The Center of Mass is the unique point where the weighted relative position of the distributed mass sums to zero. For uniform objects, it is the geometric center.

Key Concept: When a net external force acts on an extended system (like a diver flipping or a wrench spinning in space), the Center of Mass follows a simple parabolic trajectory, acting as if all the mass were concentrated at that single point, even if the individual parts are rotating or moving chaotically.

Forces and Free-Body Diagrams

A Force is a vector interaction between two objects that can cause a change in motion (acceleration).

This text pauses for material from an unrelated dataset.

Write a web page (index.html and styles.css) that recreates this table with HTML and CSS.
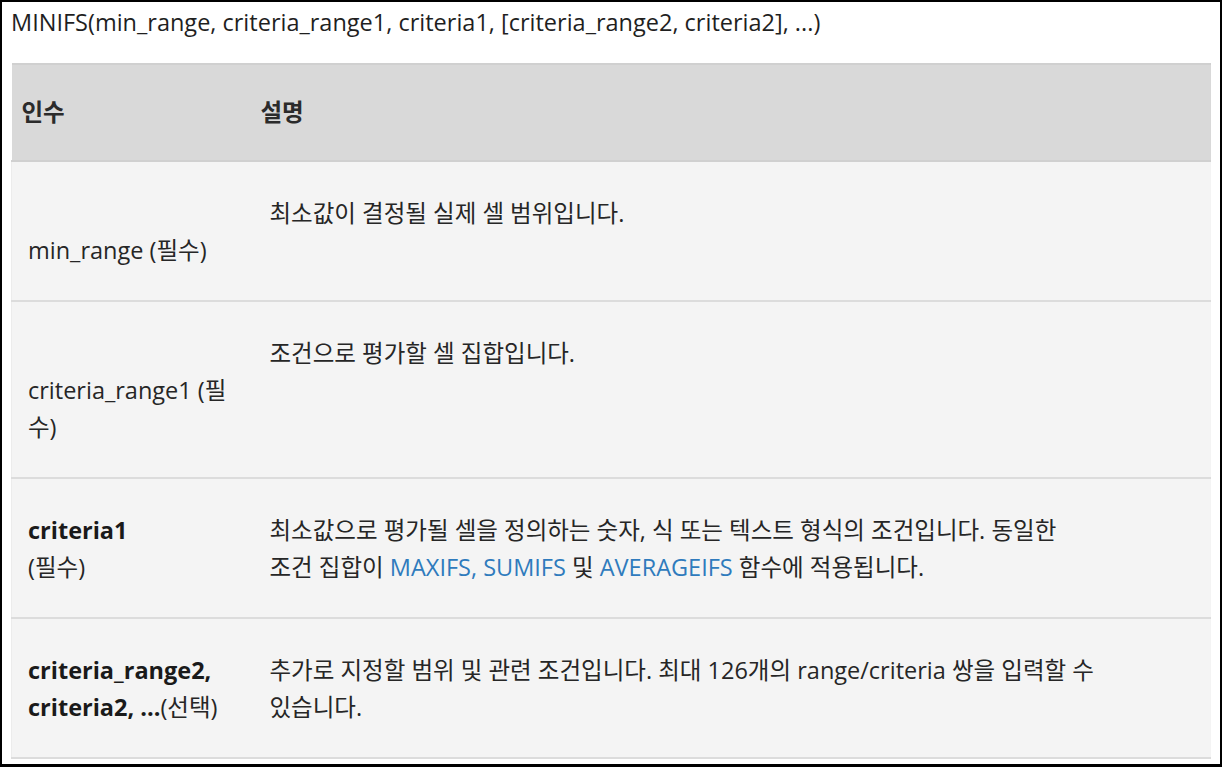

Fundamental Forces in Unit 2

Gravitational Force (\vec{F}_g or mg): A field force attracting objects with mass toward the Earth's center.
Normal Force (\vec{F}_N): A contact force perpendicular to the surface. It prevents objects from passing through each other.
Tension (\vec{F}_T): A pulling force transmitted axially through a string, cable, or rope. Ideal strings in AP Physics 1 are massless and inextensible.
Friction (\vec{F}_f): A resistive contact force parallel to the surface, opposing the direction of relative motion (kinetic) or potential motion (static).
Applied Force (\vec{F}_{app}): A generic push or pull.

Drawing Free-Body Diagrams (FBDs)

The FBD is the primary tool for analyzing forces. On the AP Exam, drawing this correctly is often worth points.

The Rules of the FBD:

Represent the object as a dot or a simple box.
Draw forces as arrows originating from the center of the dot and pointing away.
Label every vector (e.g., Fg, FN).
NEVER draw components (like mg\sin\theta) on the official FBD. Components are for your math scratchpad, not the diagram.
NEVER include internal forces if treating multiple objects as one system.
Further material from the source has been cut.